After posting its fourth straight quarter of double-digit profit growth, U.S. Bancorp is gambling big that it can continue to steal customers from its large-bank rivals simply by sitting still.

In recent months, giant banks such as Bank of America have scrambled to find new sources of revenue to make up for new limits on fees, including charges when people overdraw their accounts. For many banks, the solution has been simple: Introduce new fees on checking accounts that previously had none.

But U.S. Bancorp is taking a decidedly different strategy. Flush with cash, the bank's executives have decided they can afford to sit on the sidelines -- for now, at least -- and keep fees unchanged. The bank is betting new customers it wins from its rivals will offset costs of the regulatory changes.

The strategy is already paying off. The bank said Wednesday its deposits rose nearly 10 percent in the third quarter over a year earlier, outperforming many of its rivals. Analysts attributed much of the growth to the fact that U.S. Bancorp has kept a lid on fees, while rivals such as Bank of America, Citigroup and others may have scared away customers by altering terms on their checking accounts.

In essence, the bank has deemed it's profitable enough that it can watch how customers respond to fee increases at other banks before moving forward with changes of its own, analysts said. U.S. Bancorp said Wednesday its third-quarter profit rose 51 percent to $908 million, or 45 cents a share, from $603 million, or 30 cents a share, a year earlier.

"We're going to wait," Richard Davis, chief executive officer, said in a conference call with analysts, when asked when the bank might raise checking-account fees. "We have the luxury and we've earned the position to watch and learn."

This wait-and-see approach also poses substantial risks. The bank estimates new federal restrictions on overdraft fees and credit cards could cost the bank $690 million to $730 million a year.

Even for U.S. Bancorp, the nation's fifth-largest bank by assets, that's a lot of money. It amounts to nearly 20 percent of U.S. Bancorp's forecast operating profit for 2010, according to the average estimate among analysts tracked by Bloomberg News.

Analysts say the risk is that U.S. Bancorp's rivals will structure their new checking-account fees in such a way that customers will stay. For instance, while many banks have introduced monthly maintenance fees to generate new income, they are also creating ways for people to avoid the fees. The extra options take some of the bite out of the new fees and may keep people from switching banks, analysts said.

Wells Fargo's third quarter

Wells Fargo in July eliminated free checking for new customers, a potentially risky move. The bank introduced a new checking-account product called Value Checking that included a $5 monthly maintenance fee. However, Wells Fargo softened the blow by waiving the fee for people who agree to have their paychecks deposited directly to the bank or for account holders who maintain average daily balances of $1,500.

So far, Wells Fargo is not having difficulty retaining its deposit customers. In fact, the bank reported its average checking and savings deposits rose 9 percent over a year earlier, virtually on par with U.S. Bancorp's increase for the quarter.
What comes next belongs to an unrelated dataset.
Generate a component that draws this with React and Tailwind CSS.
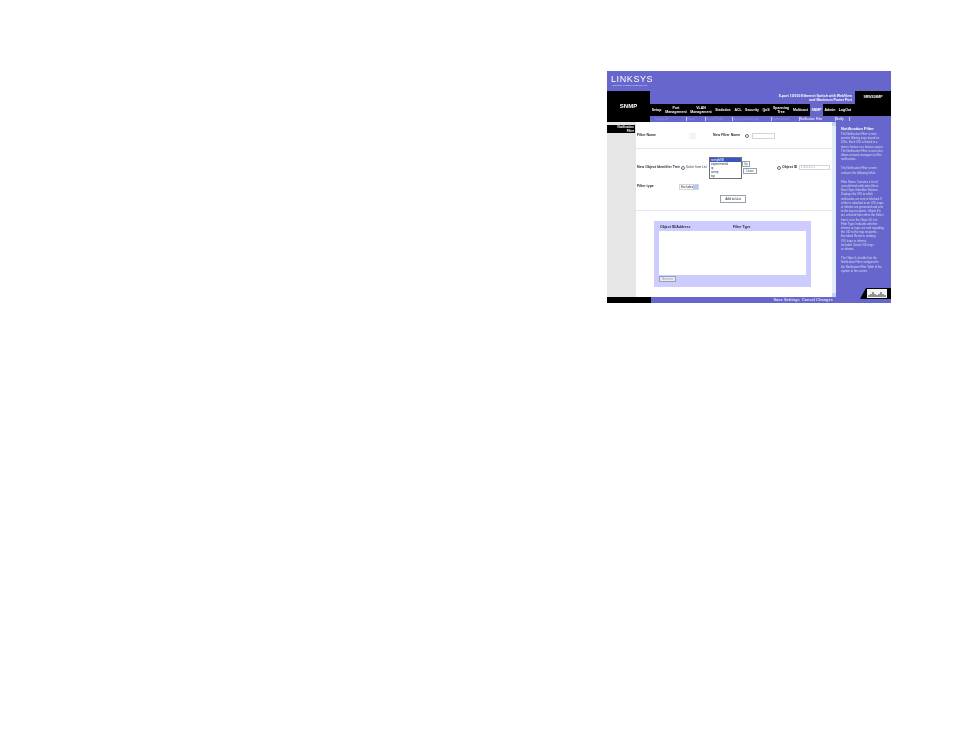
const navItems = [
  { label: 'Setup', w: 'w-[13px]' },
  { label: 'Port Management', w: 'w-[26px]', two: true },
  { label: 'VLAN Management', w: 'w-[24px]', two: true },
  { label: 'Statistics', w: 'w-[20px]' },
  { label: 'ACL', w: 'w-[10px]' },
  { label: 'Security', w: 'w-[18px]' },
  { label: 'QoS', w: 'w-[10px]' },
  { label: 'Spanning Tree', w: 'w-[20px]', two: true },
  { label: 'Multicast', w: 'w-[19px]' },
  { label: 'SNMP', w: 'w-[13px]', active: true },
  { label: 'Admin', w: 'w-[14px]' },
  { label: 'LogOut', w: 'w-[16px]' },
];

const subTabs = [
  { label: 'Engine ID', w: 'w-[32px]' },
  { label: 'Views', w: 'w-[19px]' },
  { label: 'Group Profile', w: 'w-[27px]' },
  { label: 'Group Membership', w: 'w-[39px]' },
  { label: 'Communities', w: 'w-[28px]' },
  { label: 'Notification Filter', w: 'w-[36px]', active: true },
  { label: 'Notify', w: 'w-[14px]', active: true },
];

const helpTop = [
  'The Notification Filter screen',
  'permits filtering traps based on',
  'OIDs. Each OID is linked to a',
  'device feature or a feature aspect.',
  'The Notification Filter screen also',
  'allows network managers to filter',
  'notifications.',
];

const helpMid = [
  'The Notification Filter screen',
  'contains the following fields:',
];

const helpBody = [
  'Filter Name. Contains a list of',
  'user-defined notification filters.',
  'New Object Identifier Subtree.',
  'Displays the OID to which',
  'notification are sent or blocked. If',
  'a filter is attached to an OID, traps',
  'or informs are generated and sent',
  'to the trap recipients. Object IDs',
  'are selected from either the Select',
  'from List or the Object ID List.',
  'Filter Type. Indicates whether',
  'informs or traps are sent regarding',
  'the OID to the trap recipients.',
  'Excluded. Restricts sending',
  'OID traps or informs.',
  'Included. Sends OID traps',
  'or informs.',
];

const helpEnd = [
  'The Object List table lists the',
  'Notification Filter configured in',
  'the Notification Filter Table of the',
  'system or the screen.',
];

function Radio({ className = '' }) {
  return <span className={`block h-[4px] w-[4px] shrink-0 rounded-full border-[0.5px] border-gray-500 bg-white ${className}`} />;
}

function Btn({ children, className = '' }) {
  return (
    <span className={`flex items-center justify-center border border-gray-400 bg-white text-[3px] text-gray-600 ${className}`}>
      {children}
    </span>
  );
}

function Header() {
  return (
    <>
      <div className="flex h-[20px] items-start bg-[#6666cc] pl-[4px] pt-[3px]">
        <div className="flex flex-col text-white">
          <span className="text-[9px] leading-[10px] tracking-[0.6px]">LINKSYS</span>
          <span className="text-[2.5px] leading-[3px] text-gray-200">A Division of Cisco Systems, Inc.</span>
        </div>
      </div>
      <div className="flex h-[31px]">
        <div className="flex w-[43px] shrink-0 items-center justify-center bg-black text-[6px] font-bold text-white">
          SNMP
        </div>
        <div className="flex min-w-0 flex-1 flex-col">
          <div className="flex h-[13px]">
            <div className="flex flex-1 flex-col justify-center bg-[#6666cc] pr-[3px] text-right text-[3.5px] leading-[4px] font-bold text-white">
              <span>8-port 10/100 Ethernet Switch with WebView</span>
              <span>and Maximum Power Port</span>
            </div>
            <div className="flex w-[36px] items-center justify-center bg-black text-[3.5px] font-bold text-white">
              SRW208MP
            </div>
          </div>
          <div className="flex h-[12px] items-stretch bg-black text-center text-[3.5px] leading-[4px] font-bold text-white">
            {navItems.map((item) => (
              <span
                key={item.label}
                className={`flex shrink-0 items-center justify-center ${item.w} ${item.active ? 'bg-[#6666cc]' : ''}`}
              >
                {item.label}
              </span>
            ))}
          </div>
          <div className="flex h-[6px] items-center bg-[#6666cc] pl-[5px] text-[3px]">
            {subTabs.map((t) => (
              <span
                key={t.label}
                className={`shrink-0 overflow-hidden whitespace-nowrap border-r-[0.5px] border-[#c8c8f0] ${t.w} ${t.active ? 'text-white' : 'text-[#8f8fe0]'}`}
              >
                {t.label}
              </span>
            ))}
          </div>
        </div>
      </div>
    </>
  );
}

function FilterForm() {
  return (
    <>
      <div className="flex h-[26px] items-center pl-[1px] pt-[2px] text-[3.5px] font-bold text-gray-800">
        <span className="w-[52px]">Filter Name</span>
        <span className="h-[6px] w-[7px] bg-gray-100" />
        <span className="ml-[17px] w-[32px]">New Filter Name</span>
        <Radio />
        <span className="ml-[3px] h-[6px] w-[23px] border border-gray-300 bg-white" />
      </div>
      <div className="h-px bg-gray-200" />
      <div className="mt-[7px] flex h-[23px] items-center pl-[1px] text-[3.5px]">
        <span className="w-[44px] font-bold text-gray-800">New Object Identifier Tree</span>
        <Radio />
        <span className="ml-[1px] w-[23px] text-[3px] text-gray-700">Select from List</span>
        <div className="flex h-[22px] w-[33px] flex-col border border-gray-500 text-[3px] leading-[4px] text-gray-800">
          <span className="bg-[#3a55c0] pl-[1px] text-white">snmpMIB</span>
          <span className="pl-[1px]">experimental</span>
          <span className="pl-[1px]">ip</span>
          <span className="pl-[1px]">snmp</span>
          <span className="pl-[1px]">tcp</span>
        </div>
        <div className="flex flex-col gap-[1px]">
          <Btn className="h-[6px] w-[8px]">Up</Btn>
          <Btn className="ml-[1px] h-[6px] w-[14px]">Down</Btn>
        </div>
        <Radio className="ml-[20px]" />
        <span className="ml-[1px] w-[17px] font-bold text-gray-800">Object ID</span>
        <span className="flex h-[5px] w-[31px] items-center border border-gray-300 pl-[1px] text-[3px] text-gray-400">1.3.6.1.2.1</span>
      </div>
      <div className="mt-[4px] flex h-[8px] items-center pl-[1px] text-[3.5px] font-bold text-gray-800">
        <span className="w-[42px]">Filter type</span>
        <span className="flex h-[6px] w-[20px] items-center justify-between border border-gray-300 pl-[1px] text-[3px] font-normal">
          Excluded
          <span className="h-full w-[5px] bg-[#b8c8f0]" />
        </span>
      </div>
      <div className="mt-[4px] flex justify-center pr-[2px]">
        <Btn className="h-[8px] w-[26px] font-bold">Add to List</Btn>
      </div>
      <div className="mt-[7px] h-px bg-gray-200" />
    </>
  );
}

function ObjectTable() {
  return (
    <div className="mt-[10px] ml-[18px] flex h-[66px] w-[157px] flex-col bg-[#ccccff] px-[5px]">
      <div className="flex h-[10px] items-end pb-[1px] pl-[1px] text-[3.5px] font-bold text-gray-800">
        <span className="w-[73px]">Object ID/Address</span>
        <span>Filter Type</span>
      </div>
      <div className="h-[44px] bg-white" />
      <Btn className="mt-[1px] h-[6px] w-[17px] bg-[#e8e8f8]! text-gray-400!">Remove</Btn>
    </div>
  );
}

function HelpPanel() {
  return (
    <div className="relative flex w-[55px] shrink-0 flex-col bg-[#6666cc] pl-[5px] pt-[4px] text-[2.8px] leading-[4.2px] text-[#dcdcf8]">
      <span className="mb-[1px] text-[4px] leading-[5px] font-bold text-white">Notification Filter</span>
      {helpTop.map((l) => <span key={l} className="whitespace-nowrap">{l}</span>)}
      <div className="h-[5px]" />
      {helpMid.map((l) => <span key={l} className="whitespace-nowrap">{l}</span>)}
      <div className="h-[5px]" />
      {helpBody.map((l) => <span key={l} className="whitespace-nowrap">{l}</span>)}
      <div className="h-[5px]" />
      {helpEnd.map((l) => <span key={l} className="whitespace-nowrap">{l}</span>)}
      {/* cisco corner */}
      <svg className="absolute right-0 bottom-[-2px] z-10" width="31" height="11" viewBox="0 0 31 11">
        <path d="M0 11 L6 0 L31 0 L31 11 Z" fill="#000" />
        <rect x="7" y="1" width="20" height="9" fill="#f4f4f4" />
        <path d="M9 9V7M11 9V6M13 9V4M15 9V6M17 9V7M19 9V6M21 9V4M23 9V6M25 9V7" stroke="#333" strokeWidth="1" />
      </svg>
    </div>
  );
}

export default function App() {
  return (
    <div className="h-[738px] w-[954px] bg-white pt-[71px] pl-[607px] font-['Liberation_Sans',Arial,sans-serif] blur-[0.35px]">
      <div className="flex h-[232px] w-[284px] flex-col">
        <Header />
        <div className="flex min-h-0 flex-1">
          <div className="w-[29px] shrink-0 bg-[#e6e6e6] pt-[3px]">
            <div className="flex h-[8px] w-[28px] flex-col items-end justify-center bg-black pr-[1px] text-right text-[3px] leading-[4px] font-bold text-white">
              <span>Notification</span>
              <span>Filter</span>
            </div>
          </div>
          <div className="min-w-0 flex-1 bg-white">
            <FilterForm />
            <ObjectTable />
          </div>
          <div className="flex w-[4px] shrink-0 flex-col justify-between bg-[#e4ecfa]">
            <span className="h-[4px] bg-[#c4d4f4]" />
            <span className="h-[4px] bg-[#c4d4f4]" />
          </div>
          <HelpPanel />
        </div>
        <div className="flex h-[6px] shrink-0">
          <div className="w-[44px] bg-black" />
          <div className="flex flex-1 items-center justify-end bg-[#6666cc] pr-[58px] text-[4px] font-bold text-[#dcdcf8]">
            Save Settings&nbsp;&nbsp;Cancel Changes
          </div>
        </div>
      </div>
    </div>
  );
}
Wells Fargo also turned in a strong third quarter, posting a 19 percent profit gain on stronger mortgage-servicing income and reduced losses on bad loans.

"The risk for U.S. Bancorp is that customers stay with their banks, and they lose money that they might not have had to lose had they raised fees like everyone else," said Jaime Peters, a bank analyst at Morningstar.

Some analysts and large U.S. Bancorp shareholders said they consider it a risk worth taking. If U.S. Bancorp can attract more deposit customers from rivals, it will have a chance to generate fatter profits coming out of the economic downturn, noted Jon Arfstrom, a bank analyst at RBC Capital Markets in Minneapolis. That's because banks pay next to nothing for checking and savings accounts, which boosts their profit margins on loans.

Unlike most of its big-bank rivals, U.S. Bancorp made a profit in every quarter during the financial crisis and even managed to expand, hiring new employees and buying failed banks and thrifts. The bank has bought $35 billion in assets since 2008, and many analysts expect the bank to continue its buying spree by doing niche acquisitions of smaller banks.

The bank is also stockpiling huge amounts of cash. Two years ago, amid the depths of the recession, U.S. Bancorp slashed its quarterly dividend nearly 90 percent. Though unpopular with shareholders, the dividend cut means the bank is keeping hundreds of millions of dollars that used to flow to shareholders each quarter. As of Sept. 30, the bank had about $32 billion in capital.

Andy Adams, an investment manager at Mairs & Power, a St. Paul money management firm that owns 4.2 million shares of U.S. Bancorp, said the bank should take advantage of its strong capital position to try to steal customers from its rivals.

"They're in a great position relative to their peers," Adams said. "To the extent that they're picking up market share, we'll take that over short-term profitability."

U.S. Bancorp rose 2 cents Wednesday to $22.83 a share. The bank's stock is up 2 percent this year.